Entries with page source code:
>> START

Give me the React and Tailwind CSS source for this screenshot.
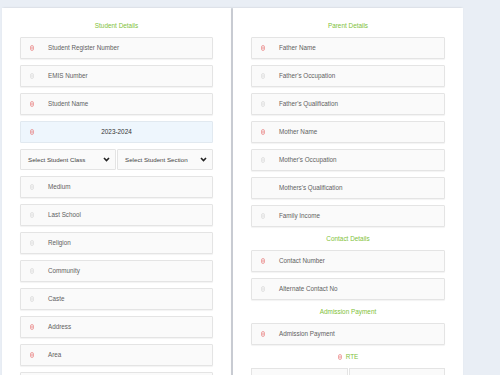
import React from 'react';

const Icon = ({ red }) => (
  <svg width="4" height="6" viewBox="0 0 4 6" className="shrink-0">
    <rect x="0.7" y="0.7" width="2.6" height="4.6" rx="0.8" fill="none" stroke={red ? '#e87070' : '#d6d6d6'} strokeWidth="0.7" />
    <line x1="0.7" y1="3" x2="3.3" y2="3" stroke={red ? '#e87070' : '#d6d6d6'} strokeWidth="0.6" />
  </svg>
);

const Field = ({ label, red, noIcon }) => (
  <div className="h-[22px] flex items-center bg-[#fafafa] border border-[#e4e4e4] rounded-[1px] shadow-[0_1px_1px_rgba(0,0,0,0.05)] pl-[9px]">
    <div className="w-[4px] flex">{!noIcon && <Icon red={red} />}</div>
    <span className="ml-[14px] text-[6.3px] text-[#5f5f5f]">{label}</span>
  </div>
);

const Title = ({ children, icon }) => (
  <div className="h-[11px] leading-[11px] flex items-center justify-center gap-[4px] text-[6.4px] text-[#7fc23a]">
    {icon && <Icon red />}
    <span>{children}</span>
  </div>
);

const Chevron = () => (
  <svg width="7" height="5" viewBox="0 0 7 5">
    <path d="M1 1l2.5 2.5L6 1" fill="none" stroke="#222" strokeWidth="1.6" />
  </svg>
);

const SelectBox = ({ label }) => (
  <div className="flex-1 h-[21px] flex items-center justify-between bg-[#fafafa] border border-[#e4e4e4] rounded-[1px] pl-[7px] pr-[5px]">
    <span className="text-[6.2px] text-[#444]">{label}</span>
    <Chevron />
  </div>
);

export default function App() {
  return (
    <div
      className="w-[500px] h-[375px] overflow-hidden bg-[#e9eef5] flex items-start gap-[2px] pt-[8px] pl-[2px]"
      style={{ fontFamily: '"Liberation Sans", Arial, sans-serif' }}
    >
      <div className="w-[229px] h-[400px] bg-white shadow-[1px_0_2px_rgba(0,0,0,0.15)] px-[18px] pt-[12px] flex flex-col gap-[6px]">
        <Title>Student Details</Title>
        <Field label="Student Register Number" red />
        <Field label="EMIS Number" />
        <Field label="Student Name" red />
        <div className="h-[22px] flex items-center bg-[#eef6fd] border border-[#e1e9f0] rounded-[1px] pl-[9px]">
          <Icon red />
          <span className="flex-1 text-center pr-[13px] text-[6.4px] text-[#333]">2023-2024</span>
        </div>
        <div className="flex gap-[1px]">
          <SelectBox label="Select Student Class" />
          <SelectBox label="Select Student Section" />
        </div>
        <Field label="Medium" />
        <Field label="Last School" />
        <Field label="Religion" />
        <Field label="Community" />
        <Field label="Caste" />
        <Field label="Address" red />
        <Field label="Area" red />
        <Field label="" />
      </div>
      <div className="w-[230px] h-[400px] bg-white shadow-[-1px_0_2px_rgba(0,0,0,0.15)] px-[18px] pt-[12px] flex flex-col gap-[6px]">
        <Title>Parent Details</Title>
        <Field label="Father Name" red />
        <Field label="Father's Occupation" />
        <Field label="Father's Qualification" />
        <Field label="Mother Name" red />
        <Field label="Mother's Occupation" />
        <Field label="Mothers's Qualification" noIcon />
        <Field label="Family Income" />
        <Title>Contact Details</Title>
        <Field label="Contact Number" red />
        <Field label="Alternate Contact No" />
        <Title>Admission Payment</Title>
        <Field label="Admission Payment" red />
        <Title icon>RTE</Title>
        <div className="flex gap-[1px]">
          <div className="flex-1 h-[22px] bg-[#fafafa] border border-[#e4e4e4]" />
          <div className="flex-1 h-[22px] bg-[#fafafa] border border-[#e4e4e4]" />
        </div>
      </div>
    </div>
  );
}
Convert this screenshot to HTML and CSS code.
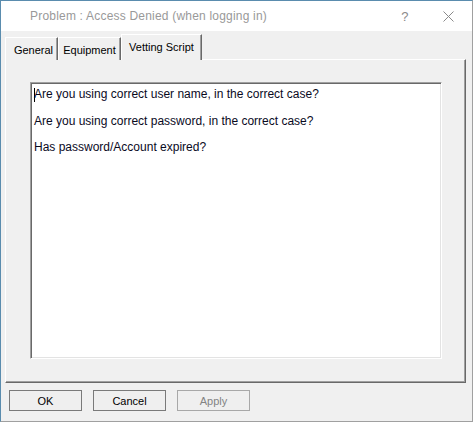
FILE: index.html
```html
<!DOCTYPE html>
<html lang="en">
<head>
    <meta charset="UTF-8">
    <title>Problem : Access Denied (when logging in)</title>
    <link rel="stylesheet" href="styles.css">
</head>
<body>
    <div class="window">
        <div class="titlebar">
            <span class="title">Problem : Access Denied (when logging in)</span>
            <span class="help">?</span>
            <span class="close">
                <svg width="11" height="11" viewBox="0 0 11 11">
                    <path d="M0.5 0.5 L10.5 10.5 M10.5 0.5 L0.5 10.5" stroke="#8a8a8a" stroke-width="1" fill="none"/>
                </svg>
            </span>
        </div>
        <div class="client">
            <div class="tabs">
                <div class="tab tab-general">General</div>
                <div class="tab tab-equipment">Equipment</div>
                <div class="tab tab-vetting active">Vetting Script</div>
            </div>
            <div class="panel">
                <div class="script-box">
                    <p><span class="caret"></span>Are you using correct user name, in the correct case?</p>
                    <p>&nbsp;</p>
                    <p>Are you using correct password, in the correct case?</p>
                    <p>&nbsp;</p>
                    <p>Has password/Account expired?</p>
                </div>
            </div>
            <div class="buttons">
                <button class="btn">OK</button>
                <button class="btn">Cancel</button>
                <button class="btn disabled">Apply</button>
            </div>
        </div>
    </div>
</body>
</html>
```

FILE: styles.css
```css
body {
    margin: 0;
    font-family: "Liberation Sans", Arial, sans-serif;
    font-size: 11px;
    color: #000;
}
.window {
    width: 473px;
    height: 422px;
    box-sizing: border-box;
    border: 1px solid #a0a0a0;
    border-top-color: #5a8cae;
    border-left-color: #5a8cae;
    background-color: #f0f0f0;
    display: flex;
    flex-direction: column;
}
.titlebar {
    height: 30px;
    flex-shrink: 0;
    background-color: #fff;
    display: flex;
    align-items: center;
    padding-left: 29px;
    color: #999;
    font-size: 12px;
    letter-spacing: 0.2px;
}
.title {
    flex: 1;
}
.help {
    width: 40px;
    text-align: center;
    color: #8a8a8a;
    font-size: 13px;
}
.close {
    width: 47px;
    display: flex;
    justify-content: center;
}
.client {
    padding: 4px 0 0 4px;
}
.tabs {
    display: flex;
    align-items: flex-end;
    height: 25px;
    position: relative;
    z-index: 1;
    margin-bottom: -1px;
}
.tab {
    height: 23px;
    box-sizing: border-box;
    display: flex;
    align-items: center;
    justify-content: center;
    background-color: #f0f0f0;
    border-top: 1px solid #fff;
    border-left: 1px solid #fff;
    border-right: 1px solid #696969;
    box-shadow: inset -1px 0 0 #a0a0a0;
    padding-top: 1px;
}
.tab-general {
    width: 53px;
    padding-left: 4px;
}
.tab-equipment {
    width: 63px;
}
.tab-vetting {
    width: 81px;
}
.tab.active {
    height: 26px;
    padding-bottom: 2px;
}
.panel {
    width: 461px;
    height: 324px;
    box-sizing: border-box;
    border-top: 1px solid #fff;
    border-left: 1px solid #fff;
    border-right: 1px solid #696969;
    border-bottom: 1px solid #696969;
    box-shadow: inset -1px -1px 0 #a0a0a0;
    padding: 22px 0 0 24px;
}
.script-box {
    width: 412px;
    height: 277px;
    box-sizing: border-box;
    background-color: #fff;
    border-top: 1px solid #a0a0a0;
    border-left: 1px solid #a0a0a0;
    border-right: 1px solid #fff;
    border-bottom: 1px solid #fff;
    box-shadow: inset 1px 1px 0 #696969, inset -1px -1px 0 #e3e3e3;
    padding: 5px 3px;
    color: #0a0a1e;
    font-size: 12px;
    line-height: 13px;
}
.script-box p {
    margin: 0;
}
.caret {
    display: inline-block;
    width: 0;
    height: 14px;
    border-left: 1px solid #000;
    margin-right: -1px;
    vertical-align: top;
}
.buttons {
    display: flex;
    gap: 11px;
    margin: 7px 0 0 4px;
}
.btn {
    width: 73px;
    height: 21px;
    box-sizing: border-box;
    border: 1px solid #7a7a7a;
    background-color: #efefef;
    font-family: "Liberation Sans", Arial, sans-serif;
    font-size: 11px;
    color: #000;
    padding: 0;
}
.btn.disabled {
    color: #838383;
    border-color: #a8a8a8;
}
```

>> END

#### What you will do:
Starting at the first line of the entries, restate word for word everything through the line that holds "import React from 'react';", both ends included, but omit any pictures.

#### Result:
Give me the React and Tailwind CSS source for this screenshot.
import React from 'react';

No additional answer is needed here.